Penguins return to the ice should have a major impact on city's economy
Thursday, July 14, 2005
By Chuck Finder, Pittsburgh Post-Gazette
Jeff Butya stood behind the bar of his restaurant-lounge yesterday and reveled in the moment. It was a great day for a hockey season-ticket holder. It was a great day for a proprietor whose living gets a considerable sports bounce from an NHL soon reopening for business.
"The world's great in Robinson," Butya crowed. "Hockey's settled. Dick Butkus is coming. The Steelers are around the corner. It's football, it's hockey, it's the flow of the way things should be.
"Life is looking up."
The apparent end to the 301-day NHL lockout was all the talk in his suburban corner of Pittsburgh, a city that lost a precise $1.6 million in tax revenues and an estimated $48 million in overall economic impact because the Penguins were dark for 40-plus nights this past fall and winter. Such losses were felt not only Downtown and throughout the city, but also to Butya's in Robinson -- where Butkus will be coaching nearby Montour High School football for a television reality show -- and beyond. No wonder everyone from patrons, pointing to the settlement stories on his lounge TVs, to a friend calling from Indianapolis couldn't stop buzzing about the same subject yesterday.
The pucks are back.
Mario Lemieux is set to return to Mellon Arena ice.
Hockey-loving North America's long refrigerated nightmare is over.
"I don't think it's going to be as hard getting the fan back as it was with baseball [after its 1994 strike]; a lot of fans, they went straight from baseball to NASCAR," said Butya, for 20 years a Penguins season-ticket holder and a gent whose business long has attracted Penguins front-office staff, coaches and players. "Hockey fans are a different breed. I get people coming in here all the time asking, 'What Penguins come in here?' Pittsburgh has a connection with their hockey players. Those months are long, too. You have nothing else to turn to.

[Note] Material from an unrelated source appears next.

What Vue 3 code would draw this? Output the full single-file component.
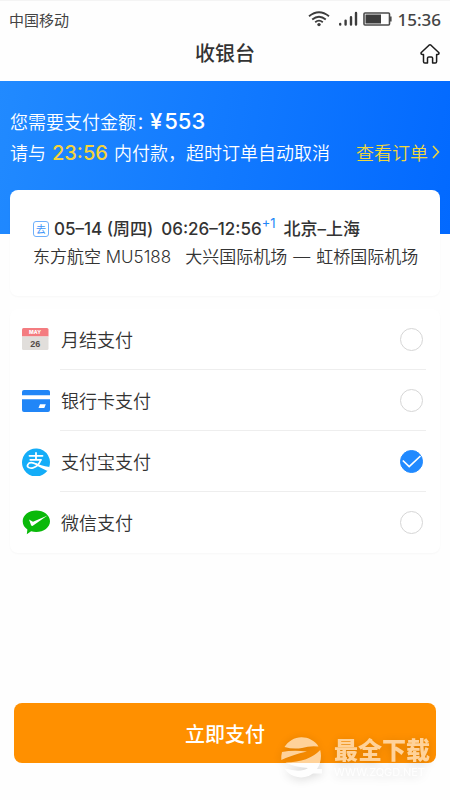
<script setup>
import { ref } from 'vue'

const methods = [
  { id: 'monthly', label: '月结支付' },
  { id: 'card', label: '银行卡支付' },
  { id: 'alipay', label: '支付宝支付' },
  { id: 'wechat', label: '微信支付' },
]
const selected = ref('alipay')
</script>

<template>
  <div class="page">
    <div class="status">
      <span class="carrier">中国移动</span>
      <div class="indicators">
        <svg class="wifi" width="22" height="16" viewBox="0 0 22 16" fill="none" stroke="#3c3c3c" stroke-width="1.8">
          <path d="M1 5.2Q11-2.8 21 5.2M4.2 8.5Q11 3 17.8 8.5M7.2 11.2Q11 8 14.8 11.2" />
          <circle cx="11" cy="13.6" r="1.7" fill="#3c3c3c" stroke="none" />
        </svg>
        <svg class="signal" width="20" height="16" viewBox="0 0 20 16" stroke="#3c3c3c" stroke-width="2.4" stroke-linecap="round">
          <path d="M2.2 13v.6M7.6 9.6v4M13 6.2v7.4M18 2v11.6" />
        </svg>
        <svg class="battery" width="29" height="14" viewBox="0 0 29 14">
          <rect x="1" y="1" width="25.5" height="12" rx="1" fill="none" stroke="#4a4a4a" stroke-width="1.6" />
          <path d="M2.5 2.5h15.5v9H2.5z" fill="#3c3c3c" />
          <path d="M27 4.5h1.6v5H27z" fill="#4a4a4a" />
        </svg>
        <span class="clock">15:36</span>
      </div>
    </div>

    <header class="header">
      <h1>收银台</h1>
      <button class="home" type="button" aria-label="首页">
        <svg width="20" height="20" viewBox="0 0 20 20" fill="none" stroke="#1c1c1c" stroke-width="1.5" stroke-linejoin="round">
          <path d="M9 1.2Q10 .4 11 1.2L18.7 8.5Q19.5 9.8 18 10.4H16.6V17.8Q16.5 19 15.3 19H12.6V14Q12.5 12.9 11.4 12.9H8.8Q7.6 12.9 7.5 14V19H4.8Q3.6 19 3.5 17.8V10.4H2Q.5 9.8 1.3 8.5Z" />
        </svg>
      </button>
    </header>

    <section class="banner">
      <div class="line amount">
        <span class="caption">您需要支付金额：</span>
        <span class="price"><span>¥</span>553</span>
      </div>
      <div class="line split">
        <p>请与<strong>23:56</strong>内付款，超时订单自动取消</p>
        <a href="#order">查看订单
          <svg width="8" height="14" viewBox="0 0 8 14" fill="none" stroke="currentColor" stroke-width="1.5"><path d="M1 1l5.5 6L1 13" /></svg>
        </a>
      </div>
    </section>

    <section class="flight">
      <p class="trip">
        <span class="tag">去</span>
        <span class="date">05–14 (周四)</span>
        <span class="time">06:26–12:56<sup>+1</sup></span>
        <span>北京–上海</span>
      </p>
      <p class="route">
        <span class="airline">东方航空 MU5188</span>
        <span>大兴国际机场</span>
        <span>—</span>
        <span>虹桥国际机场</span>
      </p>
    </section>

    <section class="methods">
      <label v-for="m in methods" :key="m.id" class="method">
        <svg v-if="m.id === 'monthly'" width="28" height="28" viewBox="0 0 28 28">
          <path d="M0 12h26.5v10.5q0 1.5-1.5 1.5H1.500q-1.500 0-1.500-1.500z" fill="#e1dedb" />
          <path d="M1.500 2h23.500q1.500 0 1.500 1.500V10.500H0V3.500Q0 2 1.500 2z" fill="#f47c80" />
          <path d="M0 10.500h26.500v2H0z" fill="#e1dedb" />
          <text class="month" x="13" y="8.400" text-anchor="middle">MAY</text>
          <text class="day" x="13.300" y="20.500" text-anchor="middle">26</text>
        </svg>
        <svg v-else-if="m.id === 'card'" width="28" height="28" viewBox="0 0 28 28" fill="#2186f7">
          <path d="M2 3h24q2 0 2 2v3.300H0V5q0-2 2-2z" />
          <path fill-rule="evenodd" d="M0 12.300h28V23q0 2-2 2H2q-2 0-2-2zM18 17.300l-1.500 3.700h5.800l1.500-3.700z" />
        </svg>
        <svg v-else-if="m.id === 'alipay'" width="28" height="28" viewBox="0 0 28 28">
          <path d="M27.100 19.500A14 14 0 1 1 28 14Q28 17 27.100 19.500z" fill="#14adf8" />
          <g fill="none" stroke="#fff" stroke-linecap="round">
            <path d="M7.500 7.800H20.500M14 5v6.500M8.300 11.800H19" stroke-width="1.800" />
            <path d="M18.700 12Q16.500 18.500 11 19.800C7 20.700 4.600 18.800 5.800 16.600C7.200 14.200 11 14.500 14.500 16.300" stroke-width="1.700" />
          </g>
          <path d="M13.500 14.900Q18 17.200 27.600 19Q27 21.500 25.500 23Q19.500 20.200 13.500 17z" fill="#fff" />
        </svg>
        <svg v-else width="28" height="28" viewBox="0 0 28 28">
          <path d="M14.200 1.500C6.800 1.500.7 6.200.7 12.200c0 3.400 1.800 6.300 4.700 8.200l-.6 4.800 4.300-2.900c1.600.5 3.300.7 5.100.7 7.500 0 13.800-4.800 13.800-10.800S21.700 1.500 14.200 1.500z" fill="#0ab90a" />
          <path d="M7 10.500l4 2.300L25.500 6.500 10.800 16.800Q9.500 17.200 9 16z" fill="#fff" />
        </svg>
        <span class="body">
          <span class="name">{{ m.label }}</span>
          <span class="radio">
            <input v-model="selected" type="radio" name="method" :value="m.id" />
            <svg v-if="selected === m.id" width="23" height="23" viewBox="0 0 23 23" fill="none" stroke="#fff" stroke-width="1.700">
              <path d="M2.800 10.500L9.200 16.500 20.500 6" />
            </svg>
          </span>
        </span>
      </label>
    </section>

    <footer class="footer">
      <button class="pay" type="button">立即支付</button>
      <div class="mark">
        <svg width="42" height="42" viewBox="0 0 42 42" fill="#fff">
          <path d="M3.500 10A20 20 0 0 1 37.500 9.500Q29 8.500 21 11Q12 12.500 3.500 10z" />
          <path d="M1 15Q12 12.800 26 14.500Q11 18 .3 23Q0 19 1 15z" />
          <path d="M39.200 13C41 20 39.500 27 36 32H41V36.500H32A20 20 0 0 1 3.500 31.500Q20 36 27 31Q14 30 4.500 25.500Q28 25 39.200 13z" />
        </svg>
        <div class="mark-text">
          <span class="mark-name">最全下载</span>
          <span class="mark-url">WWW.ZQGD.NET</span>
        </div>
      </div>
    </footer>
  </div>
</template>

<style>
body {
  margin: 0;
  background: #fefefe;
}
</style>

<style scoped>
.page {
  box-sizing: border-box;
  display: flex;
  flex-direction: column;
  min-height: 100vh;
  border-top: 1px solid #f4f4f4;
  color: #333;
  font-family: Inter, "Noto Sans CJK SC", sans-serif;
  font-size: 18px;
}
p,
h1 {
  margin: 0;
}
button {
  border: 0;
  padding: 0;
  font-family: inherit;
  cursor: pointer;
}
.status {
  display: flex;
  align-items: center;
  justify-content: space-between;
  height: 36px;
  padding: 0 9px;
}
.carrier {
  font-size: 15px;
  color: #444;
}
.indicators {
  display: flex;
  align-items: center;
}
.signal {
  margin-left: 8px;
}
.battery {
  margin: 0 5px;
}
.clock {
  font-family: "Noto Sans", sans-serif;
  font-size: 17px;
  font-weight: 500;
  color: #444;
}
.header {
  display: grid;
  grid-template-columns: 1fr auto 1fr;
  align-items: center;
  height: 32px;
  padding: 0 10px 12px;
}
h1 {
  grid-column: 2;
  font-size: 20px;
  line-height: 34px;
  font-weight: 500;
}
.home {
  justify-self: end;
  display: flex;
  background: none;
}
.banner {
  padding: 25px 10px 66px;
  background: linear-gradient(100deg, #218aff, #0269ff);
  color: #fff;
  font-weight: 350;
}
.line {
  display: flex;
  align-items: center;
  height: 30px;
  white-space: nowrap;
}
.line + .line {
  height: 32px;
}
.amount {
  gap: 5px;
}
.caption {
  font-feature-settings: "halt";
}
.price {
  font-size: 22px;
  font-weight: 500;
}
.price span {
  margin-right: 2px;
}
.split {
  justify-content: space-between;
}
strong {
  margin: 0 6px;
  font-size: 20px;
  font-weight: 500;
  color: #f5d33c;
}
.banner a {
  display: flex;
  align-items: center;
  gap: 4px;
  color: #f0d63c;
  text-decoration: none;
}
.flight {
  margin: -44px 10px 0;
  padding: 25px 20px 25px 23px;
  border-radius: 8px;
  background: #fff;
  box-shadow: 0 1px 2px #00000008;
  white-space: nowrap;
}
.trip,
.route {
  display: flex;
  align-items: center;
  height: 28px;
  font-size: 17px;
  line-height: 28px;
}
.trip {
  align-items: baseline;
  font-weight: 500;
}
.tag {
  box-sizing: border-box;
  align-self: center;
  width: 16px;
  height: 16px;
  margin-right: 5px;
  border: 1px solid #6fb0fb;
  border-radius: 3px;
  color: #3d94f8;
  font-size: 10px;
  font-weight: 400;
  line-height: 14px;
  text-align: center;
}
.date,
.time {
  margin-right: 8px;
}
sup {
  font-size: 13px;
  font-weight: 400;
  line-height: 0;
  color: #2186f7;
}
.route {
  gap: 6px;
  font-weight: 350;
}
.airline {
  margin-right: 8px;
}
.methods {
  margin: 13px 10px 0;
  border-radius: 8px;
  background: #fff;
  box-shadow: 0 1px 2px #00000008;
}
.method {
  display: flex;
  align-items: center;
  gap: 10px;
  padding: 0 14px 0 12px;
  cursor: pointer;
}
.body {
  flex: 1;
  box-sizing: border-box;
  display: flex;
  align-items: center;
  justify-content: space-between;
  height: 61px;
  padding: 0 3px 0 1px;
  border-bottom: 1px solid #eee;
}
.method:last-child .body {
  border-bottom-color: transparent;
}
.name {
  font-weight: 350;
}
.radio {
  display: grid;
}
.radio > * {
  grid-area: 1 / 1;
}
.radio svg {
  pointer-events: none;
}
.radio input {
  box-sizing: border-box;
  appearance: none;
  width: 23px;
  height: 23px;
  margin: 0;
  border: 1px solid #d6d6d6;
  border-radius: 50%;
}
.radio input:checked {
  border-color: #218aff;
  background: #218aff;
}
.month {
  fill: #fff;
  font-size: 5px;
  font-weight: 800;
}
.day {
  fill: #554c47;
  font-family: "Liberation Sans", sans-serif;
  font-size: 9px;
  font-weight: 700;
}
.footer {
  position: relative;
  margin-top: auto;
  padding: 16px 14px 37px;
}
.pay {
  width: 100%;
  height: 60px;
  border-radius: 8px;
  background: #ff9000;
  color: #fff;
  font-size: 20px;
  font-weight: 500;
}
.mark {
  position: absolute;
  right: 20px;
  bottom: 21px;
  display: flex;
  align-items: center;
  gap: 11px;
  color: #fff;
  opacity: 0.6;
  filter: drop-shadow(0 2px 5px #00000040);
  pointer-events: none;
}
.mark-text {
  display: flex;
  flex-direction: column;
}
.mark-name {
  font-size: 24px;
  font-weight: 900;
  line-height: 28px;
}
.mark-url {
  font-size: 11px;
  line-height: 14px;
}
</style>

"Just think of this winter," Butya added, "how long it would've been if the Steelers had lost?"
Perish the thought, economically speaking.
As it was, a successful Steelers season and two January playoff games wasn't enough to offset the bottom-line bleeding for some businesses Downtown, the city and the region as a whole. City Treasurer Richard Fees said the direct loss in amusement, parking and occupational taxes from a Penguins-less September to May came to $1.6 million. And, Fees added, "we can use every penny we can get." The Greater Pittsburgh Convention and Visitors Bureau estimate: a $48 million economic loss locally.
"Of course, that includes businesses in the area -- hotel revenue, restaurateurs, T-shirts, hats, ancillary things," said communications director Bev Morrow-Jones. "Having a sports team in town is big business. As long as the team is playing and they're putting people in seats, they're bringing visitors."
Linda Wilson could see the adverse effects at the Ramada, one block down Centre Avenue from Mellon Arena. The hotel, where she serves as group sales director, entertained far fewer guests from Buffalo, Toronto and Philadelphia who would come to town when their teams visited the Penguins. Its Ruddy Duck Lounge likewise served far fewer diners and drinkers on hockey nights in Pittsburgh.
"It was hard September through January, when we were losing both room revenue and lounge revenue," Wilson said. "Obviously, we can never make up the revenues. The number on that would be priceless."
Yet she chose to look at the positives, at the future. The hotel plans to reopen as a Double Tree around Labor Day, when the Ruddy Duck will reopen as a still-unnamed new restaurant and lounge.
"We'll be ready to go for the hockey season," Wilson said. "I can tell you, it's good to have hockey back. I'm ready. Drop the puck. I'll drop it, if they need any help."
The Souper Bowl on Fifth Avenue never opened its top and bottom floors this past winter, as it usually does on the nights of Penguins home games. So, part-owner Jim Sypherd is equally as ecstatic about an NHL resumption as is owner Kevin Joyce of the Carlton restaurant, where, beyond a dismal fourth quarter of 2004 and first quarter of 2005, fewer pregame steaks translate into fewer staff, less business for the food retailers from whom he buys and on down the local-impact line. Yet Joyce frets about just that, a local-impact issue still hanging -- a new Penguins arena to ensure the team remains here.
"Now that we've got it solved on the global level, we have to solve Pittsburgh's problem," Joyce said. The Penguins are "something that keeps us a major-league city, even though we're hanging on by our fingernails. Now that the [lockout's] over, we can start rebuilding this sport in Pittsburgh."